What you need to do:
In your copy, include every line of the listing below exactly but none of the pictures.

[START Available data]

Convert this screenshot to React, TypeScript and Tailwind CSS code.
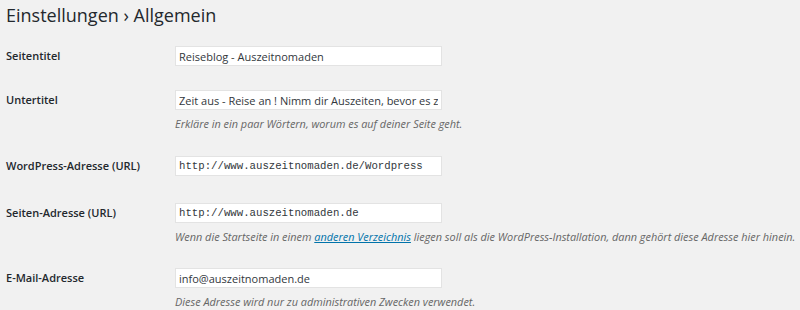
import React from 'react';

type Row = {
  label: string;
  value: string;
  mono?: boolean;
  desc?: React.ReactNode;
  gap: string;
};

const rows: Row[] = [
  { label: 'Seitentitel', value: 'Reiseblog - Auszeitnomaden', gap: 'mt-[16px]' },
  {
    label: 'Untertitel',
    value: 'Zeit aus - Reise an ! Nimm dir Auszeiten, bevor es zu spät ist.',
    desc: 'Erkläre in ein paar Wörtern, worum es auf deiner Seite geht.',
    gap: 'mt-[24px]',
  },
  { label: 'WordPress-Adresse (URL)', value: 'http://www.auszeitnomaden.de/Wordpress', mono: true, gap: 'mt-[22px]' },
  {
    label: 'Seiten-Adresse (URL)',
    value: 'http://www.auszeitnomaden.de',
    mono: true,
    desc: (
      <>
        Wenn die Startseite in einem{' '}
        <a href="#" className="text-[#0073aa] underline">
          anderen Verzeichnis
        </a>{' '}
        liegen soll als die WordPress-Installation, dann gehört diese Adresse hier hinein.
      </>
    ),
    gap: 'mt-[27px]',
  },
  {
    label: 'E-Mail-Adresse',
    value: 'info@auszeitnomaden.de',
    desc: 'Diese Adresse wird nur zu administrativen Zwecken verwendet.',
    gap: 'mt-[21px]',
  },
];

export default function App() {
  return (
    <div className="w-[800px] h-[310px] overflow-hidden bg-[#f1f1f1] pl-[6px] text-[#23282d] font-['Open_Sans',sans-serif]">
      <h1 className="pt-[1px] text-[18px] leading-[29px] font-normal">Einstellungen › Allgemein</h1>

      {rows.map(row => (
        <div key={row.label} className={`flex ${row.gap}`}>
          <label className="w-[169px] shrink-0 text-[11px] leading-[20px] font-semibold">{row.label}</label>
          <div className="flex flex-col">
            <input
              readOnly
              defaultValue={row.value}
              className={`w-[267px] h-[20px] bg-white border border-[#e3e3e3] px-[3px] outline-none text-[#32373c] ${
                row.mono
                  ? "font-['Liberation_Mono',monospace] text-[10.7px]"
                  : "font-['Open_Sans',sans-serif] text-[11px]"
              }`}
            />
            {row.desc && (
              <p className="mt-[4px] text-[10.9px] leading-[20px] italic text-[#666] whitespace-nowrap">{row.desc}</p>
            )}
          </div>
        </div>
      ))}
    </div>
  );
}
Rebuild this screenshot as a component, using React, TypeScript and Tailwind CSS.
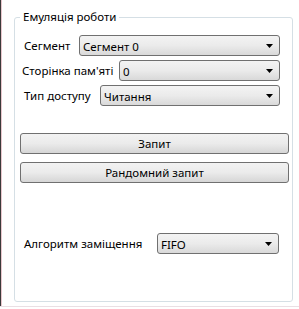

[END Available data]

Task response:
Convert this screenshot to React, TypeScript and Tailwind CSS code.
import React from 'react';

type Row = {
  label: string;
  value: string;
  mono?: boolean;
  desc?: React.ReactNode;
  gap: string;
};

const rows: Row[] = [
  { label: 'Seitentitel', value: 'Reiseblog - Auszeitnomaden', gap: 'mt-[16px]' },
  {
    label: 'Untertitel',
    value: 'Zeit aus - Reise an ! Nimm dir Auszeiten, bevor es zu spät ist.',
    desc: 'Erkläre in ein paar Wörtern, worum es auf deiner Seite geht.',
    gap: 'mt-[24px]',
  },
  { label: 'WordPress-Adresse (URL)', value: 'http://www.auszeitnomaden.de/Wordpress', mono: true, gap: 'mt-[22px]' },
  {
    label: 'Seiten-Adresse (URL)',
    value: 'http://www.auszeitnomaden.de',
    mono: true,
    desc: (
      <>
        Wenn die Startseite in einem{' '}
        <a href="#" className="text-[#0073aa] underline">
          anderen Verzeichnis
        </a>{' '}
        liegen soll als die WordPress-Installation, dann gehört diese Adresse hier hinein.
      </>
    ),
    gap: 'mt-[27px]',
  },
  {
    label: 'E-Mail-Adresse',
    value: 'info@auszeitnomaden.de',
    desc: 'Diese Adresse wird nur zu administrativen Zwecken verwendet.',
    gap: 'mt-[21px]',
  },
];

export default function App() {
  return (
    <div className="w-[800px] h-[310px] overflow-hidden bg-[#f1f1f1] pl-[6px] text-[#23282d] font-['Open_Sans',sans-serif]">
      <h1 className="pt-[1px] text-[18px] leading-[29px] font-normal">Einstellungen › Allgemein</h1>

      {rows.map(row => (
        <div key={row.label} className={`flex ${row.gap}`}>
          <label className="w-[169px] shrink-0 text-[11px] leading-[20px] font-semibold">{row.label}</label>
          <div className="flex flex-col">
            <input
              readOnly
              defaultValue={row.value}
              className={`w-[267px] h-[20px] bg-white border border-[#e3e3e3] px-[3px] outline-none text-[#32373c] ${
                row.mono
                  ? "font-['Liberation_Mono',monospace] text-[10.7px]"
                  : "font-['Open_Sans',sans-serif] text-[11px]"
              }`}
            />
            {row.desc && (
              <p className="mt-[4px] text-[10.9px] leading-[20px] italic text-[#666] whitespace-nowrap">{row.desc}</p>
            )}
          </div>
        </div>
      ))}
    </div>
  );
}
Rebuild this screenshot as a component, using React, TypeScript and Tailwind CSS.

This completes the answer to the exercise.